Halo, Sobat Gen-Z! Di tengah deretan makanan khas Minangkabau yang kaya rasa dan bumbu, ada satu sajian sederhana namun sarat makna yang masih dijaga oleh sebagian masyarakat: sarikayo. Sajian manis ini merupakan paduan telur, santan, dan gula aren yang dimasak perlahan hingga menghasilkan tekstur lembut menyerupai puding, dengan aroma khas pandan yang menggoda.

Sarikayo biasa disajikan sebagai makanan penutup, sering kali dipadukan dengan ketan putih kukus. Perpaduan ketan yang gurih dan sarikayo yang manis menciptakan harmoni rasa yang lembut di lidah. Di banyak rumah tradisional Minang, makanan ini masih menjadi suguhan istimewa di hari besar Islam atau acara adat.

Namun, sarikayo kini mulai langka ditemukan di warung atau rumah makan khas Minang, terutama di kota-kota besar. Generasi muda lebih akrab dengan makanan modern, sementara banyak orang tua yang enggan membuatnya karena proses memasaknya yang membutuhkan waktu dan ketelatenan.

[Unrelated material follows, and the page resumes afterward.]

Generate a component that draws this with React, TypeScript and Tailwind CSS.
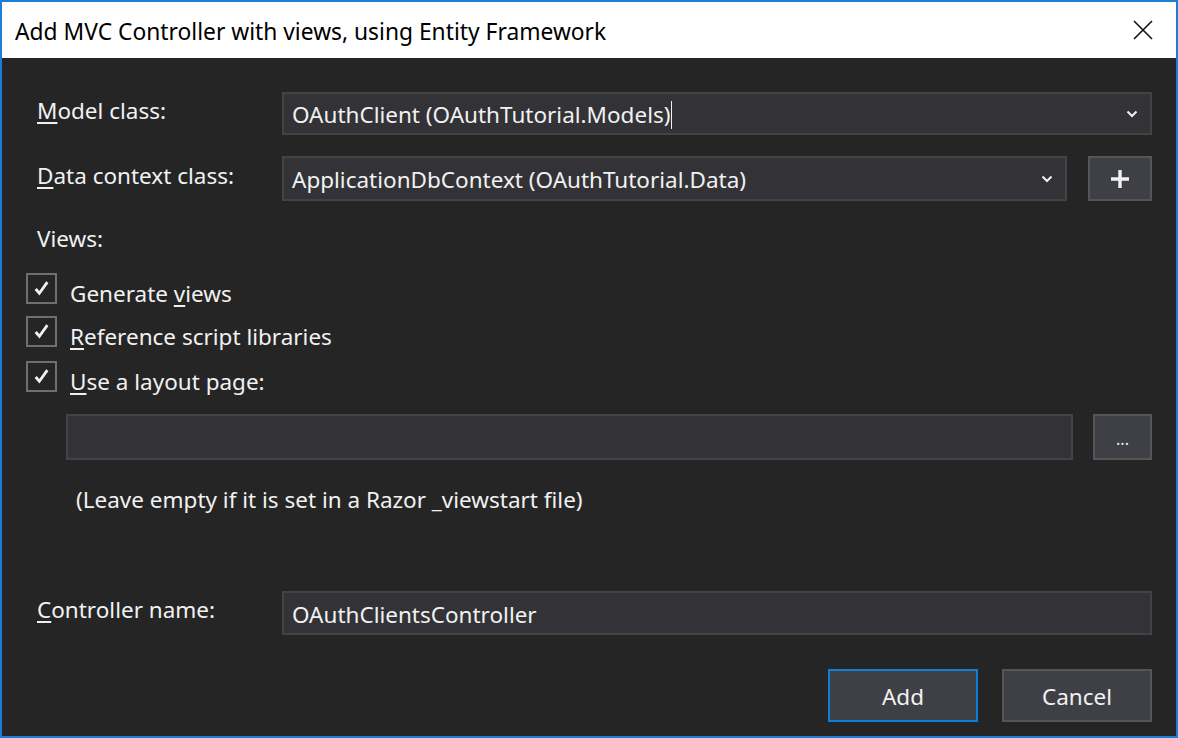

Di Pasar Pusat Payakumbuh, seorang ibu berusia 47 tahun bernama Bu Leni Marlina setiap pagi sibuk menata dagangannya. Di antara aneka kue basah, sarikayo menjadi salah satu yang paling cepat habis dibeli pelanggan. “Dari dulu saya jual sarikayo, karena ini makanan yang mengingatkan banyak orang pada masa kecil mereka,” ujar Uni Leni sambil tersenyum. “Kalau hari Jumat atau menjelang Lebaran, bisa sampai ratusan porsi laku.”


Uni Leni belajar membuat sarikayo dari ibunya sejak remaja. Ia mengaku tetap mempertahankan cara tradisional: memasak di atas tungku api dengan panci besar, tanpa pengawet atau pemanis buatan. Menurutnya, kunci utama kelezatan sarikayo ada pada kualitas gula aren dan santan segar. “Sekarang banyak yang bikin pakai santan instan atau gula putih, tapi rasanya beda. Saya tetap pakai cara lama biar orang bisa rasakan rasa aslinya,” katanya.

Sarikayo yang Bu Leni buat bukan sekadar dagangan, melainkan bagian dari upaya mempertahankan identitas budaya. Setiap lapisan rasa di dalamnya membawa jejak sejarah dan di tengah denyut kehidupan kota kecil seperti Payakumbuh, sarikayo terus ada dan selalu penuh makna.